Sebi puts safety net around liquid & debt fund investors

Wednesday 03rd July 2019 06:47 EDT
 

Market regulator Sebi has stated that every liquid fund should put at least 20 per cent of its total corpus in highly liquid and zero-risk debt market instruments like government bonds and treasury bills, which could lower risks for investors in these schemes. In its board meeting earlier, it had also decided that debt and liquid funds will not be allowed to invest more than 20 per cent of their corpus in debt instruments from any particular sector and not more than 10 per cent in housing finance companies.

It also placed stricter norms for promoters of listed companies to pledge their shares and enhanced disclosure standards for such pledges. Sebi added that companies can pay up to five per cent of their annual sales royalty to entities like promoters and associated entities and such payments will not be qualified as related-party transaction.

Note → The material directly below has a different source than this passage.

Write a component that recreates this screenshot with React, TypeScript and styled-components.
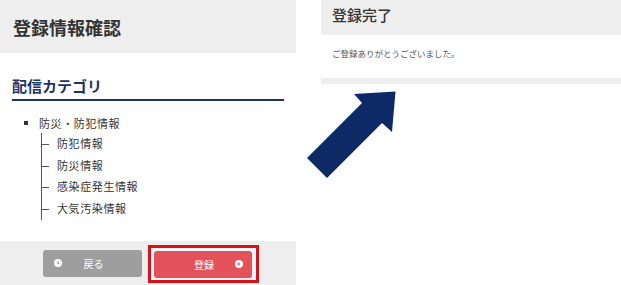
import React from "react";
import styled, { createGlobalStyle } from "styled-components";

const Global = createGlobalStyle`
  html, body { margin: 0; padding: 0; background: #ffffff; }
  body {
    font-family: "Noto Sans CJK JP", "Noto Sans", sans-serif;
    color: #333333;
  }
  * { box-sizing: border-box; }
`;

const Page = styled.div`
  position: relative;
  width: 621px;
  height: 285px;
  display: flex;
  gap: 25px;
  overflow: hidden;
`;

const LeftColumn = styled.section`
  width: 296px;
  height: 285px;
  display: flex;
  flex-direction: column;
`;

const RightColumn = styled.section`
  width: 300px;
  display: flex;
  flex-direction: column;
`;

const Header = styled.div<{ $h: number; $pt: number; $size: number; $weight: number }>`
  height: ${(p) => p.$h}px;
  background: #eeeeee;
  padding: ${(p) => p.$pt}px 0 0 ${(p) => (p.$size > 16 ? 13 : 11)}px;
  font-size: ${(p) => p.$size}px;
  line-height: 20px;
  font-weight: ${(p) => p.$weight};
  color: #333333;
`;

const SectionTitle = styled.h2`
  margin: 23px 12px 0 12px;
  padding-bottom: 3px;
  border-bottom: 2px solid #1c3466;
  font-size: 15px;
  line-height: 20px;
  font-weight: 700;
  color: #1c3466;
`;

const Tree = styled.div`
  margin-top: 12px;
  font-size: 11px;
  color: #333333;
`;

const RootRow = styled.div`
  display: flex;
  align-items: center;
  height: 20px;
  padding-left: 24px;
  gap: 11px;
  letter-spacing: 0.6px;
`;

const Bullet = styled.span`
  width: 4px;
  height: 4px;
  background: #333333;
`;

const SubList = styled.ul`
  list-style: none;
  margin: 0 0 0 41px;
  padding: 0;
  border-left: 1px solid #555555;
`;

const SubItem = styled.li`
  position: relative;
  height: 21.7px;
  line-height: 21.7px;
  padding-left: 15px;
  letter-spacing: 0.6px;
  &::before {
    content: "";
    position: absolute;
    left: 0;
    top: 50%;
    width: 7px;
    height: 1px;
    background: #555555;
  }
`;

const ButtonBar = styled.div`
  margin-top: auto;
  height: 44px;
  background: #eeeeee;
  display: flex;
  align-items: center;
  padding-left: 43px;
  gap: 6px;
`;

const Highlight = styled.div`
  border: 3px solid #d8121d;
  background: #f7f7f7;
  padding: 3px 4px 2px 3px;
  margin-top: 1px;
`;

const Button = styled.button<{ $tone: "gray" | "red" }>`
  width: ${(p) => (p.$tone === "red" ? 98 : 99)}px;
  height: 27px;
  border: none;
  border-radius: 3px;
  background: ${(p) => (p.$tone === "red" ? "#e3515a" : "#9e9e9e")};
  color: #ffffff;
  font-family: inherit;
  font-size: 10px;
  display: grid;
  grid-template-columns: 1fr auto 1fr;
  align-items: center;
  padding: 0 9px 0 11px;
`;

const Cell = styled.span<{ $side: "start" | "end" }>`
  display: flex;
  justify-content: ${(p) => (p.$side === "start" ? "flex-start" : "flex-end")};
`;

const Icon = styled.span`
  width: 8px;
  height: 8px;
  border-radius: 50%;
  background: #ffffff;
  display: flex;
  align-items: center;
  justify-content: center;
`;

const Thanks = styled.p`
  margin: 0;
  padding: 11px 0 0 11px;
  height: 43px;
  font-size: 8.5px;
  line-height: 14px;
  color: #555555;
`;

const Divider = styled.div`
  height: 6px;
  background: #eeeeee;
`;

const ArrowSvg = styled.svg`
  position: absolute;
  left: 300px;
  top: 85px;
  pointer-events: none;
`;

function Tri({ dir, color }: { dir: "left" | "right"; color: string }) {
  return (
    <svg width="4" height="4" viewBox="0 0 4 4">
      {dir === "left" ? (
        <polygon points="3.2,0.3 3.2,3.7 0.6,2" fill={color} />
      ) : (
        <polygon points="0.8,0.3 0.8,3.7 3.4,2" fill={color} />
      )}
    </svg>
  );
}

const items = ["防犯情報", "防災情報", "感染症発生情報", "大気汚染情報"];

export default function App() {
  return (
    <>
      <Global />
      <Page>
        <LeftColumn>
          <Header $h={53} $pt={17} $size={18} $weight={700}>
            登録情報確認
          </Header>
          <SectionTitle>配信カテゴリ</SectionTitle>
          <Tree>
            <RootRow>
              <Bullet />
              <span>防災・防犯情報</span>
            </RootRow>
            <SubList>
              {items.map((t) => (
                <SubItem key={t}>{t}</SubItem>
              ))}
            </SubList>
          </Tree>
          <ButtonBar>
            <Button $tone="gray">
              <Cell $side="start">
                <Icon>
                  <Tri dir="left" color="#9e9e9e" />
                </Icon>
              </Cell>
              <span>戻る</span>
              <Cell $side="end" />
            </Button>
            <Highlight>
              <Button $tone="red">
                <Cell $side="start" />
                <span>登録</span>
                <Cell $side="end">
                  <Icon>
                    <Tri dir="right" color="#e3515a" />
                  </Icon>
                </Cell>
              </Button>
            </Highlight>
          </ButtonBar>
        </LeftColumn>
        <RightColumn>
          <Header $h={35} $pt={5} $size={15} $weight={500}>
            登録完了
          </Header>
          <Thanks>ご登録ありがとうございました。</Thanks>
          <Divider />
        </RightColumn>
        <ArrowSvg width="100" height="100" viewBox="0 0 100 100">
          <polygon
            points="7,73 62,18 54,9 95.5,6.5 92,47 82,38 27,93"
            fill="#0d2a66"
          />
        </ArrowSvg>
      </Page>
    </>
  );
}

The decision is aimed at ensuring that such funds have easily encashable assets to fall back on in case of a sudden spike in redemptions. This is aimed at ringfencing retail and small investors from incurring sudden and huge losses during volatile bond market situations. It was reported earlier last month that Sebi was contemplating such a move, which is similar to statutory liquidity ratio (SLR) for banks and liquidity coverage ratio (LCR) for NBFCs.

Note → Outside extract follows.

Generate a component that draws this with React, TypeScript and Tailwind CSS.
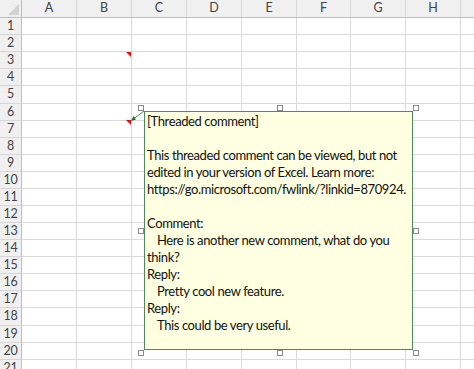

An annual average of £45 billion is invested in liquid funds currently across 40 fund houses. Sebi also barred liquid and overnight schemes from investing in short-term deposits, debt, and money market instruments having structured obligations or credit enhancements facilities. Sebi has also banned fund houses from entering into standstill agreements with promoters of companies. In its board meeting, Sebi also tightened disclosure norms for pledging by promoters and said that even indirect lien of shares will qualify as encumbered shares. The promoters pledging shares will have to furnish reasons if combined encumbrance crosses 20 per cent of the company's equity capital or 50 per cent of the promoter holding in the company.